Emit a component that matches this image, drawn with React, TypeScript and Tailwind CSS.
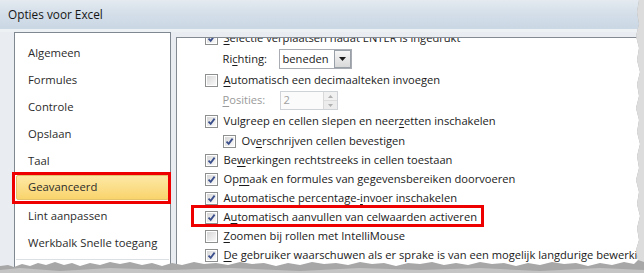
import React from "react";

function Check({ checked }: { checked: boolean }) {
  return (
    <div className="w-[13px] h-[13px] border border-[#8e8f8f] bg-white p-[1px] shrink-0">
      <div className="w-full h-full bg-gradient-to-br from-[#d7d7d7] to-[#fafafa] relative">
        {checked && (
          <svg viewBox="0 0 9 9" className="absolute inset-0 w-[9px] h-[9px]">
            <path d="M1.5 4.6 L3.7 6.8 L7.6 1.6" fill="none" stroke="#3b4f8c" strokeWidth="1.8" />
          </svg>
        )}
      </div>
    </div>
  );
}

function Row({
  checked,
  h,
  indent,
  children,
}: {
  checked: boolean;
  h: string;
  indent?: boolean;
  children: React.ReactNode;
}) {
  return (
    <div className={`flex items-center ${h} ${indent ? "pl-[46px]" : "pl-[28px]"}`}>
      <Check checked={checked} />
      <div className="pl-[6px] whitespace-nowrap">{children}</div>
    </div>
  );
}

const U = ({ children }: { children: React.ReactNode }) => <span className="underline underline-offset-2">{children}</span>;

export default function App() {
  const nav = ["Algemeen", "Formules", "Controle", "Opslaan", "Taal"];
  return (
    <div className="relative w-[644px] h-[273px] overflow-hidden bg-[#e9edf2] font-['Open_Sans',sans-serif] text-[#1a1a1a]">
      {/* title bar */}
      <div className="h-[29px] bg-gradient-to-b from-[#e4eaf0] via-[#d3dee9] to-[#cad7e4] flex items-center pl-[8px] text-[11.8px] text-[#161616]">
        Opties voor Excel
      </div>
      <div className="h-[3px] bg-[#eef1f4]" />
      <div className="flex pl-[14px] gap-[5px]">
        {/* left nav */}
        <div className="relative w-[157px] h-[260px] bg-white border border-[#7f8790] pt-[7px] text-[11.3px] text-[#2b2b2b]">
          {nav.map((n) => (
            <div key={n} className="h-[27px] flex items-center pl-[13px]">
              {n}
            </div>
          ))}
          <div className="h-[28px] px-[1px]">
            <div className="h-[25px] flex items-center pl-[11px] rounded-[2px] border border-[#e3c26b] bg-gradient-to-b from-[#fde8a4] to-[#f9d46c]">
              Geavanceerd
            </div>
          </div>
          <div className="h-[27px] flex items-center pl-[13px]">Lint aanpassen</div>
          <div className="h-[27px] flex items-center pl-[13px]">Werkbalk Snelle toegang</div>
          <div className="mx-[1px] mt-[2px] h-px bg-[#dcdfe3]" />
          <div className="absolute left-[-3px] top-[139px] w-[159px] h-[32px] border-[3px] border-[#ee0000]" />
        </div>
        {/* right panel */}
        <div className="mt-[5px] w-[470px] h-[260px] bg-white border-t border-l border-[#838a92] overflow-hidden text-[11.15px]">
          <div className="mt-[-9px]">
            <Row checked h="h-[19px]">
              <U>S</U>electie verplaatsen nadat ENTER is ingedrukt
            </Row>
            <div className="h-[22px] flex items-center pl-[46px]">
              <div className="w-[56px]">
                Ri<U>c</U>hting:
              </div>
              <div className="flex items-center w-[73px] h-[20px] border border-[#a9acb2] bg-white">
                <div className="flex-1 pl-[3px]">beneden</div>
                <div className="w-[17px] h-[18px] border border-[#9aa0a8] bg-gradient-to-b from-[#f6f6f6] to-[#d9d9d9] flex items-center justify-center">
                  <svg width="7" height="4" viewBox="0 0 7 4">
                    <path d="M0 0 H7 L3.5 4 Z" fill="#1a1a1a" />
                  </svg>
                </div>
              </div>
            </div>
            <Row checked={false} h="h-[20px]">
              <U>A</U>utomatisch een decimaalteken invoegen
            </Row>
            <div className="h-[21px] flex items-center pl-[46px] text-[#9a9a9a]">
              <div className="w-[57px]">
                <U>P</U>osities:
              </div>
              <div className="flex items-center w-[58px] h-[19px] border border-[#cfd2d6] bg-[#fbfbfb]">
                <div className="flex-1 pl-[3px] text-[#a0a0a0]">2</div>
                <div className="w-[14px] h-[17px] flex flex-col border-l border-[#d9d9d9]">
                  <div className="flex-1 flex items-center justify-center bg-[#f1f1f1] border-b border-[#dcdcdc]">
                    <svg width="5" height="3" viewBox="0 0 5 3">
                      <path d="M0 3 H5 L2.5 0 Z" fill="#b0b0b0" />
                    </svg>
                  </div>
                  <div className="flex-1 flex items-center justify-center bg-[#ececec]">
                    <svg width="5" height="3" viewBox="0 0 5 3">
                      <path d="M0 0 H5 L2.5 3 Z" fill="#b0b0b0" />
                    </svg>
                  </div>
                </div>
              </div>
            </div>
            <Row checked h="h-[20px]">
              Vulgreep en cellen slepen en neer<U>z</U>etten inschakelen
            </Row>
            <Row checked h="h-[20px]" indent>
              Ov<U>e</U>rschrijven cellen bevestigen
            </Row>
            <Row checked h="h-[19px]">
              Be<U>w</U>erkingen rechtstreeks in cellen toestaan
            </Row>
            <Row checked h="h-[19px]">
              Op<U>m</U>aak en formules van gegevensbereiken doorvoeren
            </Row>
            <Row checked h="h-[19px]">
              Automatische percentage-<U>i</U>nvoer inschakelen
            </Row>
            <div className="relative">
              <Row checked h="h-[19px]">
                A<U>u</U>tomatisch aanvullen van celwaarden activeren
              </Row>
              <div className="absolute left-[14px] top-[-3px] w-[293px] h-[22px] border-[3px] border-[#ee0000]" />
            </div>
            <Row checked={false} h="h-[19px]">
              <U>Z</U>oomen bij rollen met IntelliMouse
            </Row>
            <Row checked h="h-[19px]">
              <U>D</U>e gebruiker waarschuwen als er sprake is van een mogelijk langdurige bewerking
            </Row>
            <div className="ml-[393px] mt-[4px] w-[58px] h-[20px] border border-[#9a9a9a] rounded-[2px] bg-[#f0f0f0]" />
          </div>
        </div>
      </div>
      {/* torn edge overlay */}
      <svg className="absolute left-0 top-0" width="644" height="273" viewBox="0 0 644 273">
        <path
          d="M0 266 L8 265 L14 267 L22 264 L30 266 L38 263 L46 265 L55 262 L64 265 L72 263 L80 266 L90 263 L100 265 L110 262 L120 264 L130 262 L142 265 L152 263 L162 266 L172 263 L182 265 L194 262 L204 264 L216 263 L228 265 L240 262 L252 264 L264 263 L276 266 L288 263 L300 265 L312 262 L324 264 L336 263 L348 265 L360 262 L372 264 L384 263 L396 266 L408 263 L420 264 L432 262 L444 265 L456 263 L468 265 L480 262 L492 264 L504 263 L516 266 L528 263 L540 265 L552 262 L564 264 L576 263 L588 266 L600 263 L612 265 L624 262 L634 264 L638 260 L636 250 L639 240 L637 228 L640 216 L637 204 L639 192 L636 180 L639 168 L637 156 L640 144 L637 132 L639 120 L636 108 L639 96 L637 84 L640 72 L637 60 L639 48 L636 36 L639 24 L637 12 L639 0 L644 0 L644 273 L0 273 Z"
          fill="#a7a7a7"
        />
        <path
          d="M637 0 L639 0 L637 12 L639 24 L636 36 L639 48 L637 60 L640 72 L637 84 L639 96 L636 108 L639 120 L637 132 L640 144 L637 156 L639 168 L636 180 L639 192 L637 204 L640 216 L637 228 L639 240 L636 250 L638 260 L644 262 L644 0 Z"
          fill="#dcdcdc"
        />
        <path
          d="M0 270 L20 268 L60 271 L110 268 L170 270 L230 268 L300 271 L360 268 L420 270 L480 268 L540 271 L600 268 L644 270 L644 273 L0 273 Z"
          fill="#c4c4c4"
        />
      </svg>
    </div>
  );
}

Problem description: Transcribe the whole listing, character for character, but not its images.

Answer for this exercise:
Emit a component that matches this image, drawn with React, TypeScript and Tailwind CSS.
import React from "react";

function Check({ checked }: { checked: boolean }) {
  return (
    <div className="w-[13px] h-[13px] border border-[#8e8f8f] bg-white p-[1px] shrink-0">
      <div className="w-full h-full bg-gradient-to-br from-[#d7d7d7] to-[#fafafa] relative">
        {checked && (
          <svg viewBox="0 0 9 9" className="absolute inset-0 w-[9px] h-[9px]">
            <path d="M1.5 4.6 L3.7 6.8 L7.6 1.6" fill="none" stroke="#3b4f8c" strokeWidth="1.8" />
          </svg>
        )}
      </div>
    </div>
  );
}

function Row({
  checked,
  h,
  indent,
  children,
}: {
  checked: boolean;
  h: string;
  indent?: boolean;
  children: React.ReactNode;
}) {
  return (
    <div className={`flex items-center ${h} ${indent ? "pl-[46px]" : "pl-[28px]"}`}>
      <Check checked={checked} />
      <div className="pl-[6px] whitespace-nowrap">{children}</div>
    </div>
  );
}

const U = ({ children }: { children: React.ReactNode }) => <span className="underline underline-offset-2">{children}</span>;

export default function App() {
  const nav = ["Algemeen", "Formules", "Controle", "Opslaan", "Taal"];
  return (
    <div className="relative w-[644px] h-[273px] overflow-hidden bg-[#e9edf2] font-['Open_Sans',sans-serif] text-[#1a1a1a]">
      {/* title bar */}
      <div className="h-[29px] bg-gradient-to-b from-[#e4eaf0] via-[#d3dee9] to-[#cad7e4] flex items-center pl-[8px] text-[11.8px] text-[#161616]">
        Opties voor Excel
      </div>
      <div className="h-[3px] bg-[#eef1f4]" />
      <div className="flex pl-[14px] gap-[5px]">
        {/* left nav */}
        <div className="relative w-[157px] h-[260px] bg-white border border-[#7f8790] pt-[7px] text-[11.3px] text-[#2b2b2b]">
          {nav.map((n) => (
            <div key={n} className="h-[27px] flex items-center pl-[13px]">
              {n}
            </div>
          ))}
          <div className="h-[28px] px-[1px]">
            <div className="h-[25px] flex items-center pl-[11px] rounded-[2px] border border-[#e3c26b] bg-gradient-to-b from-[#fde8a4] to-[#f9d46c]">
              Geavanceerd
            </div>
          </div>
          <div className="h-[27px] flex items-center pl-[13px]">Lint aanpassen</div>
          <div className="h-[27px] flex items-center pl-[13px]">Werkbalk Snelle toegang</div>
          <div className="mx-[1px] mt-[2px] h-px bg-[#dcdfe3]" />
          <div className="absolute left-[-3px] top-[139px] w-[159px] h-[32px] border-[3px] border-[#ee0000]" />
        </div>
        {/* right panel */}
        <div className="mt-[5px] w-[470px] h-[260px] bg-white border-t border-l border-[#838a92] overflow-hidden text-[11.15px]">
          <div className="mt-[-9px]">
            <Row checked h="h-[19px]">
              <U>S</U>electie verplaatsen nadat ENTER is ingedrukt
            </Row>
            <div className="h-[22px] flex items-center pl-[46px]">
              <div className="w-[56px]">
                Ri<U>c</U>hting:
              </div>
              <div className="flex items-center w-[73px] h-[20px] border border-[#a9acb2] bg-white">
                <div className="flex-1 pl-[3px]">beneden</div>
                <div className="w-[17px] h-[18px] border border-[#9aa0a8] bg-gradient-to-b from-[#f6f6f6] to-[#d9d9d9] flex items-center justify-center">
                  <svg width="7" height="4" viewBox="0 0 7 4">
                    <path d="M0 0 H7 L3.5 4 Z" fill="#1a1a1a" />
                  </svg>
                </div>
              </div>
            </div>
            <Row checked={false} h="h-[20px]">
              <U>A</U>utomatisch een decimaalteken invoegen
            </Row>
            <div className="h-[21px] flex items-center pl-[46px] text-[#9a9a9a]">
              <div className="w-[57px]">
                <U>P</U>osities:
              </div>
              <div className="flex items-center w-[58px] h-[19px] border border-[#cfd2d6] bg-[#fbfbfb]">
                <div className="flex-1 pl-[3px] text-[#a0a0a0]">2</div>
                <div className="w-[14px] h-[17px] flex flex-col border-l border-[#d9d9d9]">
                  <div className="flex-1 flex items-center justify-center bg-[#f1f1f1] border-b border-[#dcdcdc]">
                    <svg width="5" height="3" viewBox="0 0 5 3">
                      <path d="M0 3 H5 L2.5 0 Z" fill="#b0b0b0" />
                    </svg>
                  </div>
                  <div className="flex-1 flex items-center justify-center bg-[#ececec]">
                    <svg width="5" height="3" viewBox="0 0 5 3">
                      <path d="M0 0 H5 L2.5 3 Z" fill="#b0b0b0" />
                    </svg>
                  </div>
                </div>
              </div>
            </div>
            <Row checked h="h-[20px]">
              Vulgreep en cellen slepen en neer<U>z</U>etten inschakelen
            </Row>
            <Row checked h="h-[20px]" indent>
              Ov<U>e</U>rschrijven cellen bevestigen
            </Row>
            <Row checked h="h-[19px]">
              Be<U>w</U>erkingen rechtstreeks in cellen toestaan
            </Row>
            <Row checked h="h-[19px]">
              Op<U>m</U>aak en formules van gegevensbereiken doorvoeren
            </Row>
            <Row checked h="h-[19px]">
              Automatische percentage-<U>i</U>nvoer inschakelen
            </Row>
            <div className="relative">
              <Row checked h="h-[19px]">
                A<U>u</U>tomatisch aanvullen van celwaarden activeren
              </Row>
              <div className="absolute left-[14px] top-[-3px] w-[293px] h-[22px] border-[3px] border-[#ee0000]" />
            </div>
            <Row checked={false} h="h-[19px]">
              <U>Z</U>oomen bij rollen met IntelliMouse
            </Row>
            <Row checked h="h-[19px]">
              <U>D</U>e gebruiker waarschuwen als er sprake is van een mogelijk langdurige bewerking
            </Row>
            <div className="ml-[393px] mt-[4px] w-[58px] h-[20px] border border-[#9a9a9a] rounded-[2px] bg-[#f0f0f0]" />
          </div>
        </div>
      </div>
      {/* torn edge overlay */}
      <svg className="absolute left-0 top-0" width="644" height="273" viewBox="0 0 644 273">
        <path
          d="M0 266 L8 265 L14 267 L22 264 L30 266 L38 263 L46 265 L55 262 L64 265 L72 263 L80 266 L90 263 L100 265 L110 262 L120 264 L130 262 L142 265 L152 263 L162 266 L172 263 L182 265 L194 262 L204 264 L216 263 L228 265 L240 262 L252 264 L264 263 L276 266 L288 263 L300 265 L312 262 L324 264 L336 263 L348 265 L360 262 L372 264 L384 263 L396 266 L408 263 L420 264 L432 262 L444 265 L456 263 L468 265 L480 262 L492 264 L504 263 L516 266 L528 263 L540 265 L552 262 L564 264 L576 263 L588 266 L600 263 L612 265 L624 262 L634 264 L638 260 L636 250 L639 240 L637 228 L640 216 L637 204 L639 192 L636 180 L639 168 L637 156 L640 144 L637 132 L639 120 L636 108 L639 96 L637 84 L640 72 L637 60 L639 48 L636 36 L639 24 L637 12 L639 0 L644 0 L644 273 L0 273 Z"
          fill="#a7a7a7"
        />
        <path
          d="M637 0 L639 0 L637 12 L639 24 L636 36 L639 48 L637 60 L640 72 L637 84 L639 96 L636 108 L639 120 L637 132 L640 144 L637 156 L639 168 L636 180 L639 192 L637 204 L640 216 L637 228 L639 240 L636 250 L638 260 L644 262 L644 0 Z"
          fill="#dcdcdc"
        />
        <path
          d="M0 270 L20 268 L60 271 L110 268 L170 270 L230 268 L300 271 L360 268 L420 270 L480 268 L540 271 L600 268 L644 270 L644 273 L0 273 Z"
          fill="#c4c4c4"
        />
      </svg>
    </div>
  );
}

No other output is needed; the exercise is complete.